**Source excerpt**

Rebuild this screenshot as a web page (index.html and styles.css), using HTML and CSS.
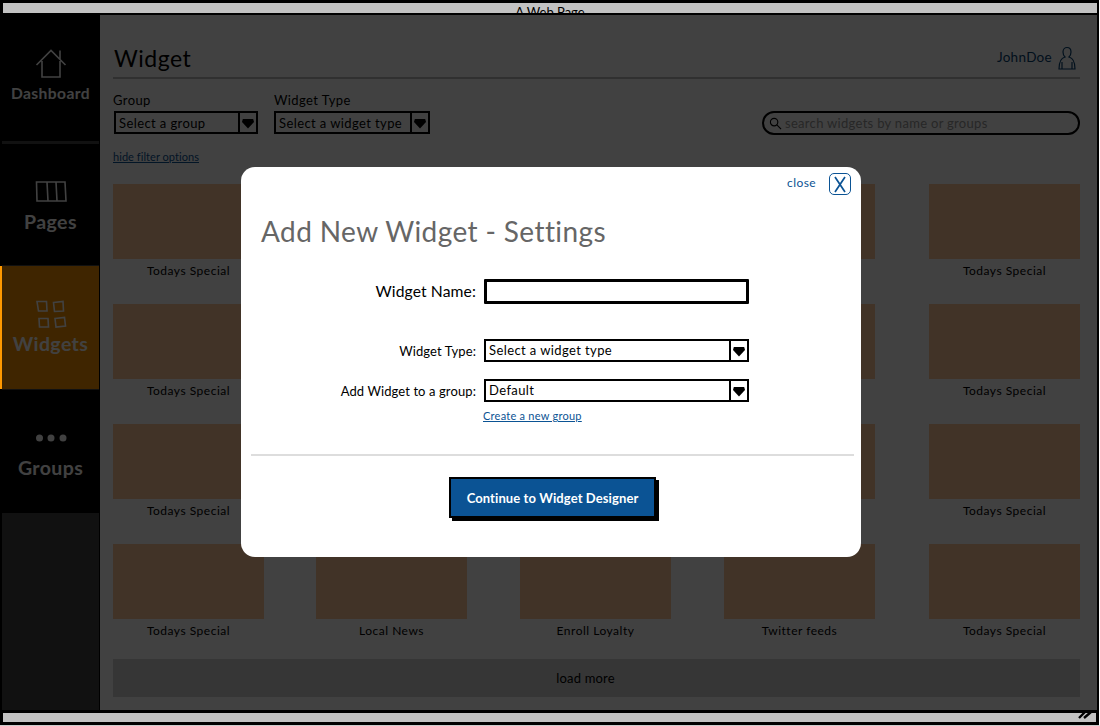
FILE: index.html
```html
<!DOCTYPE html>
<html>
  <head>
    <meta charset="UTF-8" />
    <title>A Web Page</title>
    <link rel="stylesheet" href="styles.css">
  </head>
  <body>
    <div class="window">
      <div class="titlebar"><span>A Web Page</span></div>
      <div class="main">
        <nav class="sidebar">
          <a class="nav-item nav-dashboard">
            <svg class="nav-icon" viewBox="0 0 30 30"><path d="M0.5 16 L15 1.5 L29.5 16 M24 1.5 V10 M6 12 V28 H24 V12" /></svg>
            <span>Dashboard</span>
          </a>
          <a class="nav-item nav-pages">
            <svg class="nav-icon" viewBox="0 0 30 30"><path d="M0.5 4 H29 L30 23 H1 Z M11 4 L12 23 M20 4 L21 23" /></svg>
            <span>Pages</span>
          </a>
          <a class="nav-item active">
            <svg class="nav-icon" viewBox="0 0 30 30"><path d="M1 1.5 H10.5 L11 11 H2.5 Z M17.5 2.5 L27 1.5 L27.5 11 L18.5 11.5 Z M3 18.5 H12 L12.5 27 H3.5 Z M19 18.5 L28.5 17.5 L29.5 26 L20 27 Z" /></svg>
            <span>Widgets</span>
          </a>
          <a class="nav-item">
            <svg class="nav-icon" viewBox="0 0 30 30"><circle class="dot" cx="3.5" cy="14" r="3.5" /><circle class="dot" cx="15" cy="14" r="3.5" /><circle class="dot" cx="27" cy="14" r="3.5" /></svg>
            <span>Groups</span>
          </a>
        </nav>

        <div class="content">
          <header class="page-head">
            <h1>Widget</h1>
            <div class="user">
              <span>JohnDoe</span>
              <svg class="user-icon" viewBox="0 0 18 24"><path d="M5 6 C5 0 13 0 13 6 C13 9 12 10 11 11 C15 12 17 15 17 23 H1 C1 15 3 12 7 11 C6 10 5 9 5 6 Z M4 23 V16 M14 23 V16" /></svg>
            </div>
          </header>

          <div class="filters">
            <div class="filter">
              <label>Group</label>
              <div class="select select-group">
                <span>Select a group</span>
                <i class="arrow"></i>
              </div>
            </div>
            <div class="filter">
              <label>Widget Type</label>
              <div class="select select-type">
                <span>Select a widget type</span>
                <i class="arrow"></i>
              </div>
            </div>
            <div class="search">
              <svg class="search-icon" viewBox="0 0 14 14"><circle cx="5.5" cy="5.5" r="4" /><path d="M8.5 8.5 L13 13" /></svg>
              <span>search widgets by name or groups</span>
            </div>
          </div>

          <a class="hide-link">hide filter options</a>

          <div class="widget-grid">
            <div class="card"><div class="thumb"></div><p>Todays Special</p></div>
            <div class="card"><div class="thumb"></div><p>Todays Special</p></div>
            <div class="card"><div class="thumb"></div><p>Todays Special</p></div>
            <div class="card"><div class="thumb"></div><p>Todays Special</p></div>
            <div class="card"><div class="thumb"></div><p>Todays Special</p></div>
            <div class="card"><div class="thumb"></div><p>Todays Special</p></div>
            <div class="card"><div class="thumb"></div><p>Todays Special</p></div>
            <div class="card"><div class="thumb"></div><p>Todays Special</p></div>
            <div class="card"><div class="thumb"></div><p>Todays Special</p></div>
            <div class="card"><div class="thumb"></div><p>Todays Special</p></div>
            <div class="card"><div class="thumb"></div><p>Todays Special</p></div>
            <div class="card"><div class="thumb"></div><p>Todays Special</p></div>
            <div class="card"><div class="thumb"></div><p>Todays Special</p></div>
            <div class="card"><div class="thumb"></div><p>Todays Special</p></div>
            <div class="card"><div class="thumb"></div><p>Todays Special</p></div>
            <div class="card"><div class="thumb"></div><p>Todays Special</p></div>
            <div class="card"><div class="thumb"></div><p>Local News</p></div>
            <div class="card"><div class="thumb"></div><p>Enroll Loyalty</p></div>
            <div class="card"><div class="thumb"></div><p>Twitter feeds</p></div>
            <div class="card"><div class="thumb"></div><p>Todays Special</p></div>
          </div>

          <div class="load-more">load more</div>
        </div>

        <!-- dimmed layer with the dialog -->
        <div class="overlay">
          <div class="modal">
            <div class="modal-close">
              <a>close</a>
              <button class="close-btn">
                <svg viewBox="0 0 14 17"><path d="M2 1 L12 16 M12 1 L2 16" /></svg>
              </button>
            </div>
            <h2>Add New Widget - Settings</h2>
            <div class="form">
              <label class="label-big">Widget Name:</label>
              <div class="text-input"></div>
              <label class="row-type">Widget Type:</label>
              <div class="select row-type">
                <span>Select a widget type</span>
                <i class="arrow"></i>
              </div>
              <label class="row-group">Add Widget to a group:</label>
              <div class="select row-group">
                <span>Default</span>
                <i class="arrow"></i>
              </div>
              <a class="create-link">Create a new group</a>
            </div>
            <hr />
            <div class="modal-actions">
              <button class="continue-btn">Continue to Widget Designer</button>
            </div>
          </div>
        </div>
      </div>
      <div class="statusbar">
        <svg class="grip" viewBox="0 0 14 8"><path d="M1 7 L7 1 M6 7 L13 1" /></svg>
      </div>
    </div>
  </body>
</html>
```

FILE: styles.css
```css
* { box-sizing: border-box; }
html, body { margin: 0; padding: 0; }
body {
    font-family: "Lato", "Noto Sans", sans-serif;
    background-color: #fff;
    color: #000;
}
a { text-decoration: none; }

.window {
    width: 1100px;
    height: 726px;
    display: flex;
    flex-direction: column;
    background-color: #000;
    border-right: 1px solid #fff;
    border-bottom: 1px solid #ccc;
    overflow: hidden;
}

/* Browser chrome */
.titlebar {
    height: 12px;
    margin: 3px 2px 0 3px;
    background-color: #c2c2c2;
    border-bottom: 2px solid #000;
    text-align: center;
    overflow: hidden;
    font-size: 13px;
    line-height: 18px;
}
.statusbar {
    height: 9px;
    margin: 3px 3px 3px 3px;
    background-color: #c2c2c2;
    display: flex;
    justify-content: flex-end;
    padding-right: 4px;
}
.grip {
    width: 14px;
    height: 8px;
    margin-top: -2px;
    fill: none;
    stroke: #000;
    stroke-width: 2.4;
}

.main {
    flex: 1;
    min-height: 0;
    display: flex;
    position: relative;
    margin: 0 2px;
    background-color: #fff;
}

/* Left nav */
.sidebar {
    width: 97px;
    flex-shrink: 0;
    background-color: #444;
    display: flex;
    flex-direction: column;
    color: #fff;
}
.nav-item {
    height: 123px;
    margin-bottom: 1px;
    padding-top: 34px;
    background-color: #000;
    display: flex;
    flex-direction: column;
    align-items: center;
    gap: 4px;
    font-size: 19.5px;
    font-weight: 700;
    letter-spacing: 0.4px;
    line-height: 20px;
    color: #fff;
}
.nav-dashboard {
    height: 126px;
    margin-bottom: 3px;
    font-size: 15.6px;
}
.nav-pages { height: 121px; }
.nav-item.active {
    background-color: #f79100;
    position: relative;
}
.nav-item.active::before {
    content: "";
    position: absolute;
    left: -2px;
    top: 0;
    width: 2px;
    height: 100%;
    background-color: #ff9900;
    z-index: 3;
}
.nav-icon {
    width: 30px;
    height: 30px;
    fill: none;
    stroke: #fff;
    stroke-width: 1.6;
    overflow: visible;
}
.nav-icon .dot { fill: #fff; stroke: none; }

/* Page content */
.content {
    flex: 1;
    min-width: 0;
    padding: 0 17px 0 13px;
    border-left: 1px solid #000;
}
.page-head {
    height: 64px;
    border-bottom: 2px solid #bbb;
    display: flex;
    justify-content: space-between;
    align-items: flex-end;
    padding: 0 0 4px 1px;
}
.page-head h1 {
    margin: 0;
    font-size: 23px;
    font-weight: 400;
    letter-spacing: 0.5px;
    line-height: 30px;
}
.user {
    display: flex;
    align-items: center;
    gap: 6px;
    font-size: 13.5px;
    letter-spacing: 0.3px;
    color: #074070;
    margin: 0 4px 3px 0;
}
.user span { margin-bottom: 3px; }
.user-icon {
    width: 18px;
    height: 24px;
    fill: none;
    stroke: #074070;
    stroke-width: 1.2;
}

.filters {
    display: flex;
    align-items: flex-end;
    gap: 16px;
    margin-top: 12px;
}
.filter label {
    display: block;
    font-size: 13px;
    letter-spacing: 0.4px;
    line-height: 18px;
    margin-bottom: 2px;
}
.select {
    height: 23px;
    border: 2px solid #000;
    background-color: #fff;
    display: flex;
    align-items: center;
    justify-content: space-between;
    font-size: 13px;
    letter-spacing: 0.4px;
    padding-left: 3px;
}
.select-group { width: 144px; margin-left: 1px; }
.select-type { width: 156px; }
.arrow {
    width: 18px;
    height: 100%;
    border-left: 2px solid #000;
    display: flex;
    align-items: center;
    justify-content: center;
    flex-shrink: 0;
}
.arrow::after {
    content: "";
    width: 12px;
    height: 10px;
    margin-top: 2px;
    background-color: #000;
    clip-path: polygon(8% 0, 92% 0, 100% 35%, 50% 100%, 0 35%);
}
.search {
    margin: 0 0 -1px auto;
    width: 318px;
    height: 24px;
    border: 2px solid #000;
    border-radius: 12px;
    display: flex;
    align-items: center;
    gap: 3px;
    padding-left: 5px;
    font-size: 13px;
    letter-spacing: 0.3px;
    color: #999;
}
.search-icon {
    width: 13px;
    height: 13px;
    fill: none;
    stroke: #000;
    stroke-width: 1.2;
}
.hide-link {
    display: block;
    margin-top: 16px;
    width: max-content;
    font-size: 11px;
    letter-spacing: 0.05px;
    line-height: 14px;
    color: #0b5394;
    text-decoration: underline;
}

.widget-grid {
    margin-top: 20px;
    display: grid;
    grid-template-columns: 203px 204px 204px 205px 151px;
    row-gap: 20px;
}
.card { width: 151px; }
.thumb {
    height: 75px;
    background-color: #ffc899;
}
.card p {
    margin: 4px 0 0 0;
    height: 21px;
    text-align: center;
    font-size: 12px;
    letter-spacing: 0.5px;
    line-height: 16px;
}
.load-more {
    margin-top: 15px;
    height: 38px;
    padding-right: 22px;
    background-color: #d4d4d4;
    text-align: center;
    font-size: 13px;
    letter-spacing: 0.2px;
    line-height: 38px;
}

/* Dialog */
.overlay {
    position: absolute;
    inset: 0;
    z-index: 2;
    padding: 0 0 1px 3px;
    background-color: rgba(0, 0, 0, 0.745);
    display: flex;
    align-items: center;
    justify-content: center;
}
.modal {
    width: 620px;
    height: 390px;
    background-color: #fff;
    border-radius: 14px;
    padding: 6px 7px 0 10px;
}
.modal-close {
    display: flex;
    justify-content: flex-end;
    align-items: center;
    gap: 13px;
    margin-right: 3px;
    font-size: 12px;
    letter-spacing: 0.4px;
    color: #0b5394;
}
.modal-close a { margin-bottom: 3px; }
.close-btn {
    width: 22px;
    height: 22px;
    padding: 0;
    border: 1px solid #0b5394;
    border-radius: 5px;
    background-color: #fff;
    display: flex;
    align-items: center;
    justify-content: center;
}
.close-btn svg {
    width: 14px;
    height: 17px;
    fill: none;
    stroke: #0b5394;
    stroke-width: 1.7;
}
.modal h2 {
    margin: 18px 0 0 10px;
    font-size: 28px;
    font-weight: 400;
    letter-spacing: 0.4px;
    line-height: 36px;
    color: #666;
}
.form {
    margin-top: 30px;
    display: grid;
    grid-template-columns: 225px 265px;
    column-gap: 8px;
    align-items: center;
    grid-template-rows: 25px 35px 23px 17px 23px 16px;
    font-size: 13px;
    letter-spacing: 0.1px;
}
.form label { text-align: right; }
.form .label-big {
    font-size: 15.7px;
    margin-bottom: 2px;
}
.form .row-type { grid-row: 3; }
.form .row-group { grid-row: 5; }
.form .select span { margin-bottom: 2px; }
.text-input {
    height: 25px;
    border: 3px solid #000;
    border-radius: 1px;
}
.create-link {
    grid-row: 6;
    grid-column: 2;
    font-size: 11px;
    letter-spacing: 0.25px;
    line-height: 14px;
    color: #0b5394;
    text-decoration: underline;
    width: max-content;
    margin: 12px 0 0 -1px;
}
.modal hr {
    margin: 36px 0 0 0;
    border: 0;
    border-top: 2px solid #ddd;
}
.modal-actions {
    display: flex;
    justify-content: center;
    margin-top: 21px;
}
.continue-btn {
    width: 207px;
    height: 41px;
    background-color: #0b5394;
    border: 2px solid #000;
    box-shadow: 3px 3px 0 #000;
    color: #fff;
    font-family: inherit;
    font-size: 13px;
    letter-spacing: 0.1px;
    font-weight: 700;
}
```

**Your task**
From the data above, count the lines where "index" occurs and give that figure and nothing else.

**Answer for the task**
4